A agenda mediática, potenciada pelas «redes sociais», é cada vez mais contaminada pela promoção de concepções e valores antidemocráticos. Proíbe-se livros e escritores, cancela-se espectáculos, boicota-se competições desportivas, estimula-se a delação, reescreve-se a história à luz de interesses obscuros, o anticomunismo é elevado à condição de virtude, o ódio é naturalizado, o pensamento único vai-se instalando e quem ouse enfrentá-lo expõe-se à ameaça, à coacção, à segregação. Na semana passada, o Chega chegou mesmo a promover um «cerco» à sede do PS, como antes vários sectores reaccionários já haviam tentado contra outras forças políticas e contra iniciativas políticas e culturais. Ora, a Constituição da República garante, entre outras liberdades fundamentais, o direito de participação política e de constituição e organização de partidos políticos, liberdades que não podem ser invocadas para fazer o seu contrário.
Bem pode alguma comunicação social derramar lágrimas de crocodilo sobre o crescimento da extrema-direita quando, na verdade, sem a deliberada promoção que fazem, dificilmente essas forças atingiriam os seus propósitos.
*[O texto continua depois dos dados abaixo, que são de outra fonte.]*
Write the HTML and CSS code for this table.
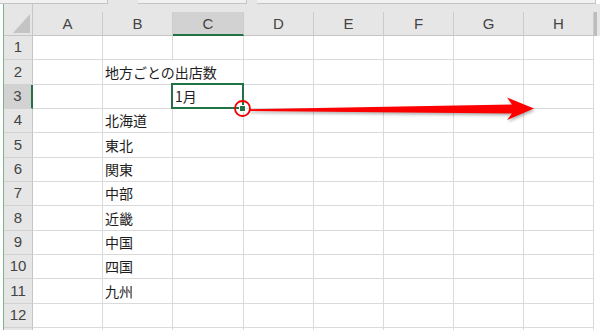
FILE: index.html
```html
<!DOCTYPE html>
<html lang="ja">
<head>
<meta charset="utf-8">
<title>Excel</title>
<link rel="stylesheet" href="styles.css">
</head>
<body>
<div class="page">
  <div class="strip">
    <div class="box b1"></div><div class="gap g1"></div><div class="box b2"></div><div class="gap g2"></div><div class="box b3"></div>
  </div>
  <div class="main">
    <div class="gutter"></div>
    <div class="sheet">
      <div class="row hrow">
        <div class="corner"><div class="tri"></div></div>
        <div class="ch">A</div><div class="ch">B</div><div class="ch sel-col">C</div><div class="ch">D</div><div class="ch">E</div><div class="ch">F</div><div class="ch">G</div><div class="ch">H</div><div class="edge"></div>
      </div>
      <div class="row h24"><div class="rh">1</div><div class="c"></div><div class="c"></div><div class="c"></div><div class="c"></div><div class="c"></div><div class="c"></div><div class="c"></div><div class="c"></div><div class="e"></div></div>
      <div class="row h25"><div class="rh">2</div><div class="c"></div><div class="c spill">地方ごとの出店数</div><div class="c"></div><div class="c"></div><div class="c"></div><div class="c"></div><div class="c"></div><div class="c"></div><div class="e"></div></div>
      <div class="row h24"><div class="rh sel-row">3</div><div class="c"></div><div class="c"></div><div class="c">1月</div><div class="c"></div><div class="c"></div><div class="c"></div><div class="c"></div><div class="c"></div><div class="e"></div></div>
      <div class="row h24"><div class="rh">4</div><div class="c"></div><div class="c">北海道</div><div class="c"></div><div class="c"></div><div class="c"></div><div class="c"></div><div class="c"></div><div class="c"></div><div class="e"></div></div>
      <div class="row h25"><div class="rh">5</div><div class="c"></div><div class="c">東北</div><div class="c"></div><div class="c"></div><div class="c"></div><div class="c"></div><div class="c"></div><div class="c"></div><div class="e"></div></div>
      <div class="row h24"><div class="rh">6</div><div class="c"></div><div class="c">関東</div><div class="c"></div><div class="c"></div><div class="c"></div><div class="c"></div><div class="c"></div><div class="c"></div><div class="e"></div></div>
      <div class="row h24"><div class="rh">7</div><div class="c"></div><div class="c">中部</div><div class="c"></div><div class="c"></div><div class="c"></div><div class="c"></div><div class="c"></div><div class="c"></div><div class="e"></div></div>
      <div class="row h25"><div class="rh">8</div><div class="c"></div><div class="c">近畿</div><div class="c"></div><div class="c"></div><div class="c"></div><div class="c"></div><div class="c"></div><div class="c"></div><div class="e"></div></div>
      <div class="row h24"><div class="rh">9</div><div class="c"></div><div class="c">中国</div><div class="c"></div><div class="c"></div><div class="c"></div><div class="c"></div><div class="c"></div><div class="c"></div><div class="e"></div></div>
      <div class="row h24"><div class="rh">10</div><div class="c"></div><div class="c">四国</div><div class="c"></div><div class="c"></div><div class="c"></div><div class="c"></div><div class="c"></div><div class="c"></div><div class="e"></div></div>
      <div class="row h25"><div class="rh">11</div><div class="c"></div><div class="c">九州</div><div class="c"></div><div class="c"></div><div class="c"></div><div class="c"></div><div class="c"></div><div class="c"></div><div class="e"></div></div>
      <div class="row h24"><div class="rh">12</div><div class="c"></div><div class="c"></div><div class="c"></div><div class="c"></div><div class="c"></div><div class="c"></div><div class="c"></div><div class="c"></div><div class="e"></div></div>
      <div class="row h24"><div class="rh"></div><div class="c"></div><div class="c"></div><div class="c"></div><div class="c"></div><div class="c"></div><div class="c"></div><div class="c"></div><div class="c"></div><div class="e"></div></div>
    </div>
  </div>
</div>
<div class="selbox"></div>
<div class="handle"></div>
<svg class="overlay" width="600" height="330" viewBox="0 0 600 330" xmlns="http://www.w3.org/2000/svg">
  <polygon class="arrow" points="249,109.2 512,104.6 507,97.5 534,108.5 507,120 512,113.4 249,111"/>
  <circle cx="242.5" cy="108.5" r="7.5" fill="none" stroke="#ee0000" stroke-width="1.8"/>
</svg>
</body>
</html>
```
FILE: styles.css
```css
html, body {
  margin: 0;
  padding: 0;
}
body {
  width: 600px;
  height: 330px;
  overflow: hidden;
  background: #ffffff;
  position: relative;
  font-family: "Noto Sans CJK JP", "Noto Sans", sans-serif;
}
.page {
  display: flex;
  flex-direction: column;
  width: 600px;
  height: 330px;
}
.strip {
  display: flex;
  height: 4px;
  flex: none;
}
.box {
  height: 4px;
  box-sizing: border-box;
  background: #f1f1f1;
  border-bottom: 1px solid #c4c4c4;
  border-right: 1px solid #c4c4c4;
}
.gap {
  height: 4px;
  background: #e6e6e6;
}
.b1 { width: 108px; }
.g1 { width: 30px; }
.b2 { width: 109px; }
.g2 { width: 10px; }
.b3 { width: 339px; }
.main {
  display: flex;
  flex: 1;
  min-height: 0;
}
.gutter {
  width: 3px;
  flex: none;
  border-right: 1px solid #7fb08c;
}
.sheet {
  width: 596px;
  flex: none;
  overflow: hidden;
}
.row {
  display: grid;
  grid-template-columns: 29px 70px 70px 71px 70px 70px 70px 70px 70px 3px;
}
.h24 { height: 24px; }
.h25 { height: 25px; }
.hrow {
  height: 32px;
  background: #e6e6e6;
}
.corner {
  box-sizing: border-box;
  border-right: 1px solid #c6c6c6;
  border-bottom: 1px solid #c6c6c6;
  display: flex;
  justify-content: flex-end;
  align-items: flex-end;
  padding: 0 2px 2px 0;
}
.tri {
  width: 17px;
  height: 19px;
  background: #c4c4c4;
  clip-path: polygon(100% 0, 100% 100%, 0 100%);
}
.ch {
  align-self: end;
  height: 24px;
  box-sizing: border-box;
  border-right: 1px solid #cbcbcb;
  border-bottom: 1px solid #c6c6c6;
  display: flex;
  align-items: center;
  justify-content: center;
  font-family: "Liberation Sans", Arial, sans-serif;
  font-size: 15px;
  color: #444444;
}
.ch.sel-col {
  background: #d2d2d2;
  border-bottom: 2px solid #217346;
  padding-top: 1px;
}
.edge {
  background: #bdbdbd;
  margin-top: 8px;
}
.rh {
  box-sizing: border-box;
  background: #e6e6e6;
  border-right: 1px solid #c6c6c6;
  border-bottom: 1px solid #d2d2d2;
  display: flex;
  align-items: center;
  justify-content: center;
  font-family: "Liberation Sans", Arial, sans-serif;
  font-size: 15px;
  color: #444444;
  padding-bottom: 2px;
}
.rh.sel-row {
  background: #d2d2d2;
  border-right: 2px solid #217346;
}
.c {
  box-sizing: border-box;
  border-right: 1px solid #dadada;
  border-bottom: 1px solid #dadada;
  display: flex;
  align-items: center;
  padding: 0 0 1px 2px;
  font-size: 14px;
  line-height: 1;
  color: #1e1e1e;
  white-space: nowrap;
  overflow: visible;
}
.c.spill {
  border-right-color: transparent;
}
.e {
  background: #ffffff;
}
.selbox {
  position: absolute;
  left: 171px;
  top: 83px;
  width: 73px;
  height: 26px;
  box-sizing: border-box;
  border: 2px solid #217346;
}
.handle {
  position: absolute;
  left: 239px;
  top: 105px;
  width: 5px;
  height: 5px;
  background: #217346;
  border: 1px solid #ffffff;
}
.overlay {
  position: absolute;
  left: 0;
  top: 0;
  pointer-events: none;
}
.arrow {
  fill: #ff0000;
  filter: drop-shadow(1px 2px 1.5px rgba(0, 0, 0, 0.3));
}
```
O facto é que nada disto ocorre por acaso. Há uma estratégia de domínio do grande capital. Há uma tentativa de aproveitamento das dificuldades e retrocessos impostos pela política de direita para a levar ainda mais longe. Há o objectivo de fazer recuar direitos, liberdades e garantias conquistadas a pulso e agravar a exploração. Há uma intenção de afastar, limitar e oprimir todos os que ousem resistir e enfrentar. Não, não só não podemos ignorar como temos o dever de reagir e combater tais propósitos.